At OP, I only these questions because you're in high school, but what do you mean by "upper class lifestyle" and "chasing money" and where did you come up with those ideas?Β 

You said you basically want to the live the life of your uncle, a hedge fund guy. Is that what were talking about? I don't want to say that's a bad idea, just that path to goals changes over time. Meaning, it vastly more difficult to start a fund now vs probably back in his day (I think there's now more hedge funds than Burger Kings, could be wrong on that). For example, it would be like saying you want to start a computer film studio because Steve Jobs did it with Pixar; at that time it was a big risk and not proven, now there are way more studios and up starts trying to do that. I'm not trying to discourage you from banking, just realize it isn't the Wolf of Wall Street every day.Β 

Also, I'd add, when you're in school (depending where you go), it seems that you can only make good money in ~3 careers. I know when I was in high school I basically thought the only want to get rich was be a trader, actors, or athletes (I was kind of naive). But there's a lot of ways to make money, usually in schools they don't talk about them because most teachers dont take business classes (not thats wrong because teacher take the college courses they need, it'd be like a finance major taking an art course for graduation). But you can do well having your own business, be it chemicals, lawyer, real estate, plumber/mechanic if you get in the right business.Β 

BigData24, what's your opinion? Comment below:

You are not wrong for chasing money. It's a valid motivation. But the reason your uncle is telling you not to chase money could be:

While hard work is certainly an important factor for making money, so is luck - just being in the right place at the right time. For every success story like your uncle, there are probably 10, no, 100 stories of equally talented and driven people who didn't make it due to some reason or another. My guess is that due to his industry experience, he has seen this play out first-hand.

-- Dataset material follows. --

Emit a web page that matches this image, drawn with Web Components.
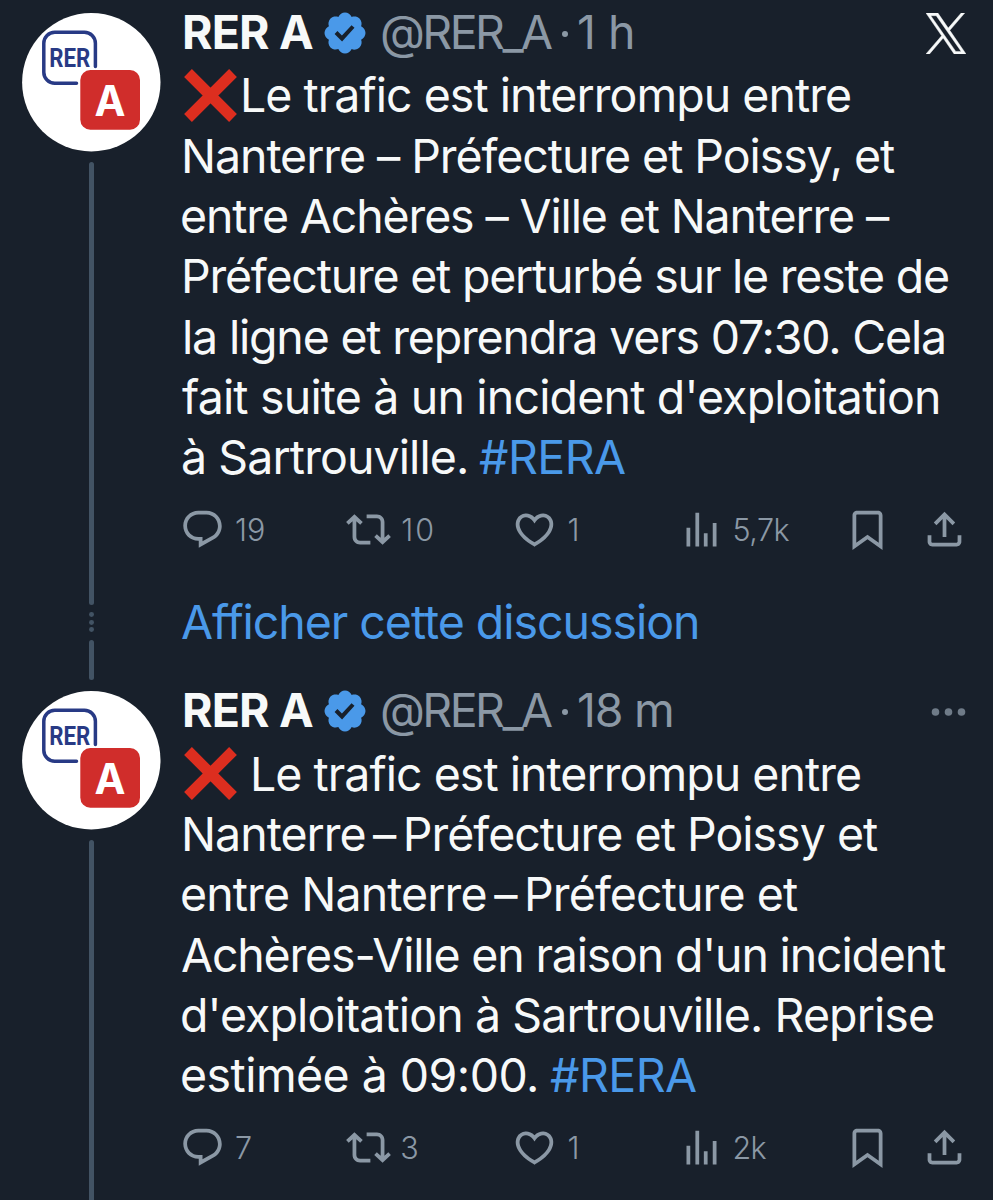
<!DOCTYPE html>
<html lang="fr">
<head>
<meta charset="utf-8">
<title>RER A</title>
<style>
    body{
        margin:0;
        height:1200px;
        overflow:hidden;
        background:#18202b;
        color:#f7f9f9;
        font-family:Inter, "Liberation Sans", sans-serif;

        --muted:#8b98a5;
        --link:#4a99e9;
        --rail:#425364;
    }
</style>
</head>
<body>

<thread-view>

    <tweet-post>
        <tweet-header slot="header" time="1 h" time-width="53">
            <x-icon slot="corner" name="logo"></x-icon>
        </tweet-header>
        <text-line><x-icon name="cross"></x-icon><fit-text width="606" style="margin-left:6px">Le trafic est interrompu entre</fit-text></text-line>
        <text-line><fit-text width="710" style="margin-left:3px">Nanterre – Préfecture et Poissy, et</fit-text></text-line>
        <text-line><fit-text width="708">entre Achères – Ville et Nanterre –</fit-text></text-line>
        <text-line><fit-text width="763" style="margin-left:3px">Préfecture et perturbé sur le reste de</fit-text></text-line>
        <text-line><fit-text width="759" style="margin-left:3px">la ligne et reprendra vers 07:30. Cela</fit-text></text-line>
        <text-line><fit-text width="756">fait suite à un incident d'exploitation</fit-text></text-line>
        <text-line><fit-text width="283" style="margin-left:1px">à Sartrouville.</fit-text><fit-text class="tag" width="146" style="margin-left:13px">#RERA</fit-text></text-line>
        <tweet-actions slot="actions" replies="19" reposts="10" likes="1" views="5,7k" widths="28 30 10 55"></tweet-actions>
    </tweet-post>

    <show-more><fit-text width="515">Afficher cette discussion</fit-text></show-more>

    <tweet-post>
        <tweet-header slot="header" time="18 m" time-width="93">
            <x-icon slot="corner" name="dots"></x-icon>
        </tweet-header>
        <text-line><x-icon name="cross"></x-icon><fit-text width="606" style="margin-left:16px">Le trafic est interrompu entre</fit-text></text-line>
        <text-line><fit-text width="693" style="margin-left:3px">Nanterre&#8201;–&#8201;Préfecture et Poissy et</fit-text></text-line>
        <text-line><fit-text width="616">entre Nanterre&#8201;–&#8201;Préfecture et</fit-text></text-line>
        <text-line><fit-text width="764">Achères-Ville en raison d'un incident</fit-text></text-line>
        <text-line><fit-text width="751">d'exploitation à Sartrouville. Reprise</fit-text></text-line>
        <text-line><fit-text width="354">estimée à 09:00.</fit-text><fit-text class="tag" width="146" style="margin-left:14px">#RERA</fit-text></text-line>
        <tweet-actions slot="actions" replies="7" reposts="3" likes="1" views="2k" widths="13 15 10 32"></tweet-actions>
    </tweet-post>

</thread-view>

<script>

// ---------- icons : [width, height, viewBox, content] ----------

const ICONS = {
    reply: [45, 45, '0 0 24 24', '<path d="M1.751 10c0-4.42 3.584-8 8.005-8h4.366c4.49 0 8.129 3.64 8.129 8.13 0 2.96-1.607 5.68-4.196 7.11l-8.054 4.46v-3.69h-.067c-4.49.1-8.183-3.51-8.183-8.01zm8.005-6c-3.317 0-6.005 2.69-6.005 6 0 3.37 2.77 6.08 6.138 6.01l.351-.01h1.761v2.3l5.087-2.81c1.951-1.08 3.163-3.13 3.163-5.36 0-3.39-2.744-6.13-6.129-6.13H9.756z"/>'],
    repost: [45, 45, '0 0 24 24', '<path d="M4.5 3.88l4.432 4.14-1.364 1.46L5.5 7.55V16c0 1.1.896 2 2 2H13v2H7.5c-2.209 0-4-1.79-4-4V7.55L1.432 9.48.068 8.02 4.5 3.88zM16.5 6H11V4h5.5c2.209 0 4 1.79 4 4v8.45l2.068-1.93 1.364 1.46-4.432 4.14-4.432-4.14 1.364-1.46 2.068 1.93V8c0-1.1-.896-2-2-2z"/>'],
    like: [45, 45, '0 0 24 24', '<path d="M16.697 5.5c-1.222-.06-2.679.51-3.89 2.16l-.805 1.09-.806-1.09C9.984 6.01 8.526 5.44 7.304 5.5c-1.243.07-2.349.78-2.91 1.91-.552 1.12-.633 2.78.479 4.82 1.074 1.97 3.257 4.27 7.129 6.61 3.87-2.34 6.052-4.64 7.126-6.61 1.111-2.04 1.03-3.7.477-4.82-.561-1.13-1.666-1.84-2.908-1.91zm4.187 7.69c-1.351 2.48-4.001 5.12-8.379 7.67l-.503.3-.504-.3c-4.379-2.55-7.029-5.19-8.382-7.67-1.36-2.5-1.41-4.86-.514-6.67.887-1.79 2.647-2.91 4.601-3.01 1.651-.09 3.368.56 4.798 2.01 1.429-1.45 3.146-2.1 4.796-2.01 1.954.1 3.714 1.22 4.601 3.01.896 1.81.846 4.17-.514 6.67z"/>'],
    views: [45, 45, '0 0 24 24', '<path d="M8.75 21V3h2v18h-2zM18 21V8.5h2V21h-2zM4 21l.004-10h2L6 21H4zm9.248 0v-7h2v7h-2z"/>'],
    bookmark: [45, 45, '0 0 24 24', '<path d="M4 4.5C4 3.12 5.119 2 6.5 2h11C18.881 2 20 3.12 20 4.5v18.44l-8-5.71-8 5.71V4.5zM6.5 4c-.276 0-.5.22-.5.5v14.56l6-4.29 6 4.29V4.5c0-.28-.224-.5-.5-.5h-11z"/>'],
    share: [45, 45, '0 0 24 24', '<path d="M12 2.59l5.7 5.7-1.41 1.42L13 6.41V16h-2V6.41l-3.3 3.3-1.41-1.42L12 2.59zM21 15l-.02 3.51c0 1.38-1.12 2.49-2.5 2.49H5.5C4.11 21 3 19.88 3 18.5V15h2v3.5c0 .28.22.5.5.5h12.98c.28 0 .5-.22.5-.5L19 15h2z"/>'],
    verified: [48, 48, '0 0 22 22', '<path fill="#4a99e9" d="M20.396 11c-.018-.646-.215-1.275-.57-1.816-.354-.54-.852-.972-1.438-1.246.223-.607.27-1.264.14-1.897-.131-.634-.437-1.218-.882-1.687-.47-.445-1.053-.75-1.687-.882-.633-.13-1.29-.083-1.897.14-.273-.587-.704-1.086-1.245-1.44S11.647 1.62 11 1.604c-.646.017-1.273.213-1.813.568s-.969.854-1.24 1.44c-.608-.223-1.267-.272-1.902-.14-.635.13-1.22.436-1.69.882-.445.47-.749 1.055-.878 1.688-.13.633-.08 1.29.144 1.896-.587.274-1.087.705-1.443 1.245-.356.54-.555 1.17-.574 1.817.02.647.218 1.276.574 1.817.356.54.856.972 1.443 1.245-.224.606-.274 1.263-.144 1.896.13.634.433 1.218.877 1.688.47.443 1.054.747 1.687.878.633.132 1.29.084 1.897-.136.274.586.705 1.084 1.246 1.439.54.354 1.17.551 1.816.569.647-.016 1.276-.213 1.817-.567s.972-.854 1.245-1.44c.604.239 1.266.296 1.903.164.636-.132 1.22-.447 1.68-.907.46-.46.776-1.044.908-1.681s.075-1.299-.165-1.903c.586-.274 1.084-.705 1.439-1.246.354-.54.551-1.17.569-1.816zM9.662 14.85l-3.429-3.428 1.293-1.302 2.072 2.072 4.4-4.794 1.347 1.246z"/>'],
    logo: [40, 41, '0 0 1200 1227', '<path fill="#f7f9f9" stroke="#f7f9f9" stroke-width="14" d="M714.163 519.284L1160.89 0H1055.03L667.137 450.887L357.328 0H0L468.492 681.821L0 1226.37H105.866L515.491 750.218L842.672 1226.37H1200L714.137 519.284H714.163ZM569.165 687.828L521.697 619.934L144.011 79.6944H306.615L611.412 515.685L658.88 583.579L1055.08 1150.3H892.476L569.165 687.854V687.828Z"/>'],
    dots: [40, 41, '0 0 40 41', '<g fill="#6f7b88"><circle cx="9.5" cy="21" r="3.8"/><circle cx="22.5" cy="21" r="3.8"/><circle cx="35.5" cy="21" r="3.8"/></g>'],
    cross: [53, 53, '0 0 53 53', '<path d="M4 4L49 49M49 4L4 49" fill="none" stroke="#dd2e1f" stroke-width="11"/>']
};


class XIcon extends HTMLElement {

    constructor() {
        super();
        this.attachShadow({ mode: 'open' });
    }

    connectedCallback() {

        const [w, h, box, content] = ICONS[this.getAttribute('name')];

        this.shadowRoot.innerHTML = `
        <style>
            :host{ display:block; flex:none; }
            svg{ display:block; fill:currentColor; }
        </style>
        <svg width="${w}" height="${h}" viewBox="${box}" aria-hidden="true">${content}</svg>
        `;
    }
}


// Text whose ink starts at the left edge of its box and is tracked to the given width
class FitText extends HTMLElement {

    constructor() {
        super();
        this.attachShadow({ mode: 'open' });
    }

    connectedCallback() {

        this.shadowRoot.innerHTML = `
        <style>
            :host{ display:block; flex:none; white-space:nowrap; }
            :host(.tag){ color:var(--link); }
            span{ display:block; }
        </style>
        <span><slot></slot></span>
        `;

        // children are complete once the parser has moved on
        queueMicrotask(() => this.fit());
        document.addEventListener('DOMContentLoaded', () => this.fit());
    }

    fit() {

        const text = this.textContent;
        const width = Number(this.getAttribute('width'));

        if (!text || !width) return;

        const style = getComputedStyle(this);
        const ctx = FitText.canvas.getContext('2d');

        ctx.font = `${style.fontWeight} ${style.fontSize} ${style.fontFamily}`;

        const m = ctx.measureText(text);
        const ink = m.actualBoundingBoxLeft + m.actualBoundingBoxRight;
        const tracking = text.length > 1 ? (width - ink) / (text.length - 1) : 0;

        const span = this.shadowRoot.querySelector('span');

        this.style.width = width + 'px';
        span.style.letterSpacing = tracking + 'px';
        span.style.marginLeft = m.actualBoundingBoxLeft + 1 + 'px';
    }
}

FitText.canvas = document.createElement('canvas');


class TextLine extends HTMLElement {

    constructor() {
        super();
        this.attachShadow({ mode: 'open' }).innerHTML = `
        <style>
            :host{
                display:flex;
                align-items:center;
                height:60.3px;
                font-size:46.5px;
                line-height:60px;
            }
            ::slotted(x-icon){ margin-left:3px; }
        </style>
        <slot></slot>
        `;
    }
}


class RerAvatar extends HTMLElement {

    constructor() {
        super();
        this.attachShadow({ mode: 'open' }).innerHTML = `
        <style>
            :host{ display:block; width:139px; height:139px; flex:none; }
            svg{ display:block; }
        </style>
        <svg width="139" height="139" viewBox="0 0 139 139">
            <circle cx="69.3" cy="69.2" r="69.2" fill="#fff"/>
            <path d="M73.4 53.5V30.2a11 11 0 0 0-11-11H32.8a11 11 0 0 0-11 11v29a11 11 0 0 0 11 11H54.5" fill="none" stroke="#283a85" stroke-width="3.5" stroke-linecap="round"/>
            <text x="27.2" y="53.8" font-family="Roboto" font-weight="700" font-size="25" fill="#283a85" textLength="41" lengthAdjust="spacingAndGlyphs">RER</text>
            <rect x="58.3" y="57" width="59.7" height="59.7" rx="10" fill="#d02d2b"/>
            <text x="88.1" y="102.7" font-family="Inter" font-weight="700" font-size="43" fill="#fff" text-anchor="middle" textLength="31" lengthAdjust="spacingAndGlyphs">A</text>
        </svg>
        `;
    }
}


class TweetHeader extends HTMLElement {

    constructor() {
        super();
        this.attachShadow({ mode: 'open' });
    }

    connectedCallback() {

        this.shadowRoot.innerHTML = `
        <style>
            :host{
                display:flex;
                align-items:center;
                height:60px;
                font-size:46.5px;
                line-height:60px;
                color:var(--muted);
            }
            .name{ margin-left:3px; color:#f7f9f9; font-weight:700; }
            .badge{ margin:2px 0 0 9px; }
            .handle{ margin-left:12px; }
            .dot{ width:6px; height:6px; margin:3px 0 0 11px; border-radius:50%; background:var(--muted); }
            .time{ margin-left:10px; }
            .corner{ margin:2px 27px 0 auto; }
        </style>
        <fit-text class="name" width="128">RER A</fit-text>
        <x-icon class="badge" name="verified"></x-icon>
        <fit-text class="handle" width="170">@RER_A</fit-text>
        <div class="dot"></div>
        <fit-text class="time" width="${this.getAttribute('time-width')}">${this.getAttribute('time')}</fit-text>
        <div class="corner"><slot name="corner"></slot></div>
        `;
    }
}


class TweetActions extends HTMLElement {

    constructor() {
        super();
        this.attachShadow({ mode: 'open' });
    }

    connectedCallback() {

        const widths = this.getAttribute('widths').split(' ');
        const counts = [['reply', 'replies'], ['repost', 'reposts'], ['like', 'likes'], ['views', 'views']];

        this.shadowRoot.innerHTML = `
        <style>
            :host{
                display:flex;
                margin-left:-1px;
                color:var(--muted);
                font-size:30.5px;
                font-weight:300;
                line-height:46px;
            }
            .action{ display:flex; align-items:center; width:166.2px; height:45px; }
            .action fit-text{ margin-left:10px; }
            .bookmark{ width:77.5px; }
        </style>
        ${counts.map(([icon, attr], i) => `
        <div class="action">
            <x-icon name="${icon}"></x-icon>
            <fit-text width="${widths[i]}">${this.getAttribute(attr)}</fit-text>
        </div>`).join('')}
        <x-icon class="bookmark" name="bookmark"></x-icon>
        <x-icon name="share"></x-icon>
        `;
    }
}


class TweetPost extends HTMLElement {

    constructor() {
        super();
        this.attachShadow({ mode: 'open' }).innerHTML = `
        <style>
            :host{ display:flex; gap:20px; }
            .side{
                display:flex;
                flex-direction:column;
                align-items:center;
                gap:10px;
                padding-top:11px;
            }
            .rail{ width:5px; flex:1; border-radius:3px; background:var(--rail); }
            .main{ flex:1; padding-bottom:53px; }
            .body{ padding:3.3px 0 20px; }
        </style>
        <div class="side">
            <rer-avatar></rer-avatar>
            <div class="rail"></div>
        </div>
        <div class="main">
            <slot name="header"></slot>
            <div class="body"><slot></slot></div>
            <slot name="actions"></slot>
        </div>
        `;
    }
}


class ShowMore extends HTMLElement {

    constructor() {
        super();
        this.attachShadow({ mode: 'open' }).innerHTML = `
        <style>
            :host{
                display:flex;
                gap:20px;
                height:75px;
                color:var(--link);
                font-size:46.5px;
                line-height:60px;
            }
            .side{
                display:flex;
                flex-direction:column;
                align-items:center;
                width:139px;
            }
            i{ width:5px; height:5px; margin-bottom:2.5px; border-radius:50%; background:var(--rail); }
            i:first-child{ margin-top:7px; }
            .rail{ width:5px; height:41px; margin-top:5.5px; border-radius:3px; background:var(--rail); }
            .text{ margin:-13px 0 0; }
        </style>
        <div class="side"><i></i><i></i><i></i><div class="rail"></div></div>
        <div class="text"><slot></slot></div>
        `;
    }
}


class ThreadView extends HTMLElement {

    constructor() {
        super();
        this.attachShadow({ mode: 'open' }).innerHTML = `
        <style>
            :host{ display:block; height:1198px; overflow:hidden; padding:2px 0 0 22px; }
        </style>
        <slot></slot>
        `;
    }
}


customElements.define('x-icon', XIcon);
customElements.define('fit-text', FitText);
customElements.define('text-line', TextLine);
customElements.define('rer-avatar', RerAvatar);
customElements.define('tweet-header', TweetHeader);
customElements.define('tweet-actions', TweetActions);
customElements.define('tweet-post', TweetPost);
customElements.define('show-more', ShowMore);
customElements.define('thread-view', ThreadView);

</script>
</body>
</html>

Your motivations could change later on. This is especially true in an industry like finance where burnout is common. If your main motivation is that you really enjoy your job, you will be able to cope with the bad times. If your motivation is money, things may change and you may become jaded that you're now stuck in a job you hate and have no motivation for.

Skepticism that money will actually make you happy. As you said, it's the lifestyle that excites you, not just the prospect of seeing more numbers in your bank account. If you have to work hard every day to make that money, you may not be able to enjoy the lifestyle you want until you're much older and ready to retire.

If you're still set on making money no matter what, go for it. Just consider your options carefully.

Edit: I typed this out on mobile so the formatting's probably messed up and I'm too lazy to fix it.

unknown user777777, what's your opinion? Comment below:

Thank you for your advice, and I must agree. My uncle admits he was not nearly as driven as anyone he went to school with and says luck plays a massive factor in his success story. It is good to see things in a different perspective, I just want to give it my all for the next 10+ years and try to make the best decisions so even if I don't make it to my probably unrealistic standards of living, I can at least look back and say I tried. Thank you again.